** BEGIN Items **

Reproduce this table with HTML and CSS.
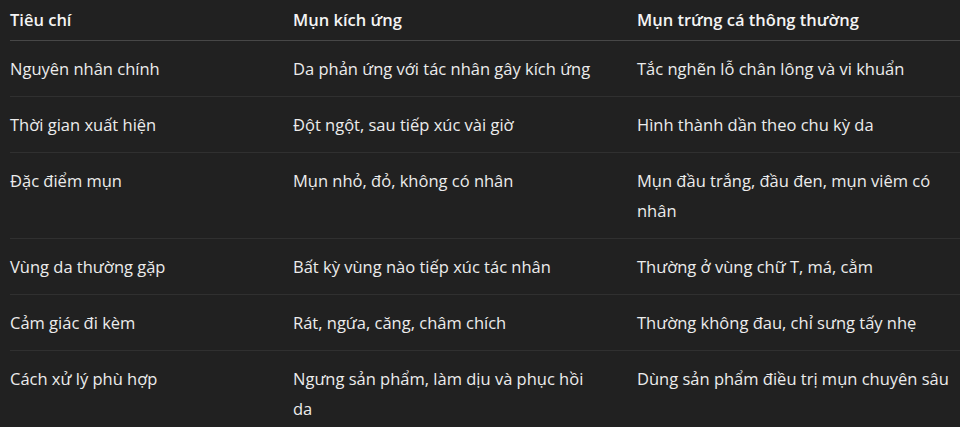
FILE: index.html
```html
<!DOCTYPE html>
<html lang="vi">
<head>
<meta charset="utf-8">
<link rel="stylesheet" href="styles.css">
</head>
<body>
<div class="wrap">
<table class="cmp">
<colgroup><col class="c1"><col class="c2"><col class="c3"></colgroup>
<thead>
<tr><th>Tiêu chí</th><th>Mụn kích ứng</th><th>Mụn trứng cá thông thường</th></tr>
</thead>
<tbody>
<tr><td>Nguyên nhân chính</td><td>Da phản ứng với tác nhân gây kích ứng</td><td>Tắc nghẽn lỗ chân lông và vi khuẩn</td></tr>
<tr><td>Thời gian xuất hiện</td><td>Đột ngột, sau tiếp xúc vài giờ</td><td>Hình thành dần theo chu kỳ da</td></tr>
<tr><td>Đặc điểm mụn</td><td>Mụn nhỏ, đỏ, không có nhân</td><td>Mụn đầu trắng, đầu đen, mụn viêm có nhân</td></tr>
<tr><td>Vùng da thường gặp</td><td>Bất kỳ vùng nào tiếp xúc tác nhân</td><td>Thường ở vùng chữ T, má, cằm</td></tr>
<tr><td>Cảm giác đi kèm</td><td>Rát, ngứa, căng, châm chích</td><td>Thường không đau, chỉ sưng tấy nhẹ</td></tr>
<tr><td>Cách xử lý phù hợp</td><td>Ngưng sản phẩm, làm dịu và phục hồi da</td><td>Dùng sản phẩm điều trị mụn chuyên sâu</td></tr>
</tbody>
</table>
</div>
</body>
</html>
```
FILE: styles.css
```css
html, body {
  margin: 0;
  padding: 0;
  background: #212121;
}
.wrap {
  padding: 0 0 0 10px;
}
.cmp {
  width: 950px;
  table-layout: fixed;
  border-collapse: collapse;
  font-family: "Open Sans", "Noto Sans", sans-serif;
  font-size: 16.5px;
  color: #ececec;
}
.c1 { width: 283px; }
.c2 { width: 344px; }
.c3 { width: 323px; }
.cmp th {
  text-align: left;
  font-weight: 600;
  line-height: 30px;
  padding: 5px 16px 5px 0;
  border-bottom: 1px solid #474747;
  color: #f4f4f4;
}
.cmp td {
  line-height: 30px;
  padding: 13px 34px 12px 0;
  border-bottom: 1px solid #303030;
  vertical-align: top;
}
.cmp td:last-child {
  padding-right: 0;
}
.cmp tbody tr:last-child td {
  border-bottom: none;
}
```
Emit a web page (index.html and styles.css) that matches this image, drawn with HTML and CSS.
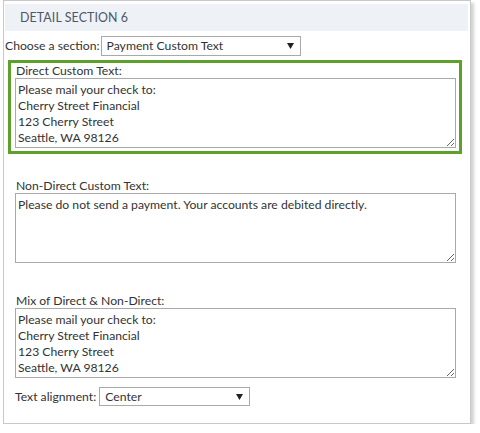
FILE: index.html
```html
<!DOCTYPE html>
<html>
<head>
<meta charset="utf-8">
<link rel="stylesheet" href="styles.css">
</head>
<body>
<div class="panel">
  <div class="header">DETAIL SECTION 6</div>
  <div class="choose-row">
    <span class="label">Choose a section:</span>
    <div class="select select-section">
      <span class="select-text">Payment Custom Text</span>
      <svg class="arrow" width="7" height="6" viewBox="0 0 7 6"><path d="M0 0H7L3.5 6Z" fill="#222"/></svg>
    </div>
  </div>
  <div class="field highlight">
    <div class="field-label">Direct Custom Text:</div>
    <textarea class="box">Please mail your check to:
Cherry Street Financial
123 Cherry Street
Seattle, WA 98126</textarea>
  </div>
  <div class="field">
    <div class="field-label">Non-Direct Custom Text:</div>
    <textarea class="box">Please do not send a payment. Your accounts are debited directly.</textarea>
  </div>
  <div class="field">
    <div class="field-label">Mix of Direct &amp; Non-Direct:</div>
    <textarea class="box">Please mail your check to:
Cherry Street Financial
123 Cherry Street
Seattle, WA 98126</textarea>
    <div class="align-row">
      <span class="label">Text alignment:</span>
      <div class="select select-align">
        <span class="select-text">Center</span>
        <svg class="arrow" width="7" height="6" viewBox="0 0 7 6"><path d="M0 0H7L3.5 6Z" fill="#222"/></svg>
      </div>
    </div>
  </div>
</div>
</body>
</html>
```

FILE: styles.css
```css
html, body {
  margin: 0;
  padding: 0;
  background: #ffffff;
}
body {
  font-family: Lato, "Liberation Sans", sans-serif;
  font-size: 12.2px;
  color: #333333;
}
.panel {
  box-sizing: border-box;
  margin-left: 3px;
  width: 468px;
  height: 424px;
  border: 1px solid #c8c8c8;
  box-shadow: 3px 3px 3px rgba(0, 0, 0, 0.18);
  padding: 3px 2px 0 1px;
  background: #ffffff;
}
.header {
  height: 27px;
  background: #eef2f6;
  color: #4d5866;
  line-height: 27px;
  padding-left: 15px;
  font-size: 12.4px;
  letter-spacing: 0.1px;
}
.choose-row {
  display: flex;
  align-items: center;
  gap: 1px;
  margin-top: 5px;
  height: 20px;
}
.label {
  line-height: 20px;
}
.select {
  box-sizing: border-box;
  display: flex;
  align-items: center;
  justify-content: space-between;
  height: 20px;
  border: 1px solid #a9a9a9;
  background: #ffffff;
  padding: 0 6px 0 5px;
}
.select-section {
  width: 200px;
}
.select-align {
  width: 151px;
  height: 19px;
}
.select-text {
  line-height: 18px;
}
.arrow {
  display: block;
}
.field {
  margin: 21px 6px 0 3px;
  border: 3px solid transparent;
  padding: 0 3px 3px 4px;
}
.field.highlight {
  margin-top: 4px;
  border-color: #5da02c;
}
.field-label {
  line-height: 15px;
  padding-left: 1px;
}
.box {
  display: block;
  box-sizing: border-box;
  width: 100%;
  height: 70px;
  margin: 0;
  border: 1px solid #a9a9a9;
  padding: 3px 2px;
  font-family: Lato, "Liberation Sans", sans-serif;
  font-size: 12.2px;
  line-height: 16px;
  color: #333333;
  background: #ffffff;
  resize: vertical;
  overflow: hidden;
  outline: none;
}
.align-row {
  display: flex;
  align-items: center;
  gap: 3px;
  margin-top: 9px;
  height: 19px;
}
```
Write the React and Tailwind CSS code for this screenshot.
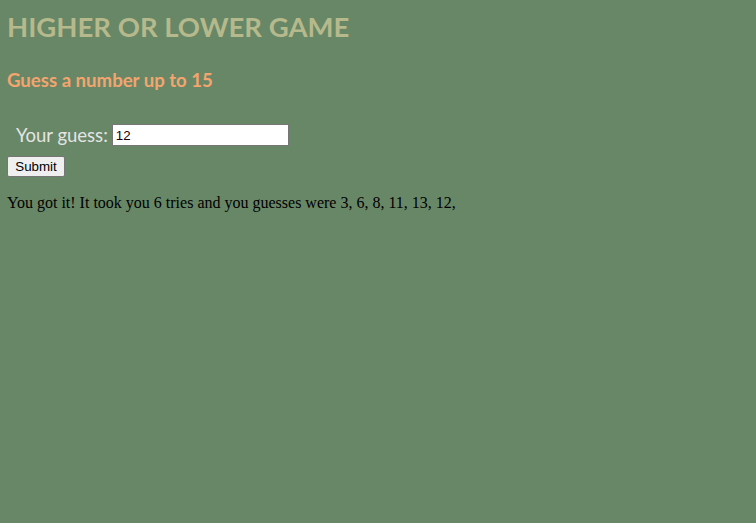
export default function App() {
  return (
    <div className="min-h-[523px] w-full bg-[#688767] px-[7px] pt-[1px]">
      <h1 className="mt-[10px] text-[27.5px] font-bold leading-[32px] text-[#b6b98b] [font-family:Lato,'Open_Sans',sans-serif]">
        HIGHER OR LOWER GAME
      </h1>
      <h3 className="mt-[26px] text-[18.6px] font-bold leading-[22px] text-[#f4a56e] [font-family:Lato,'Open_Sans',sans-serif]">
        Guess a number up to 15
      </h3>
      <div className="mt-[31px] flex h-[26px] items-center">
        <label className="ml-[9px] text-[18.5px] leading-[24px] text-[#e4e4e4] [font-family:Lato,'Open_Sans',sans-serif]">
          Your guess:
        </label>
        <input
          defaultValue="12"
          className="ml-[4px] box-border h-[22px] w-[177px] border border-[#767676] bg-white px-[3px] text-[13.33px] text-[#200000] [font-family:'Liberation_Sans',Arial,sans-serif]"
        />
      </div>
      <button className="mt-[8px] block box-border h-[21px] w-[58px] rounded-[2px] border border-[#767676] bg-[#efefef] text-[13.33px] leading-[18px] text-black [font-family:'Liberation_Sans',Arial,sans-serif]">
        Submit
      </button>
      <p className="mt-[16px] text-[16px] leading-[20px] text-black [font-family:'Liberation_Serif','Times_New_Roman',serif]">
        You got it! It took you 6 tries and you guesses were 3, 6, 8, 11, 13, 12,
      </p>
    </div>
  );
}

** END Items **

* Work to complete *
List every line from the entries above in which "with" appears.

* Reply to the task *
Reproduce this table with HTML and CSS.
Emit a web page (index.html and styles.css) that matches this image, drawn with HTML and CSS.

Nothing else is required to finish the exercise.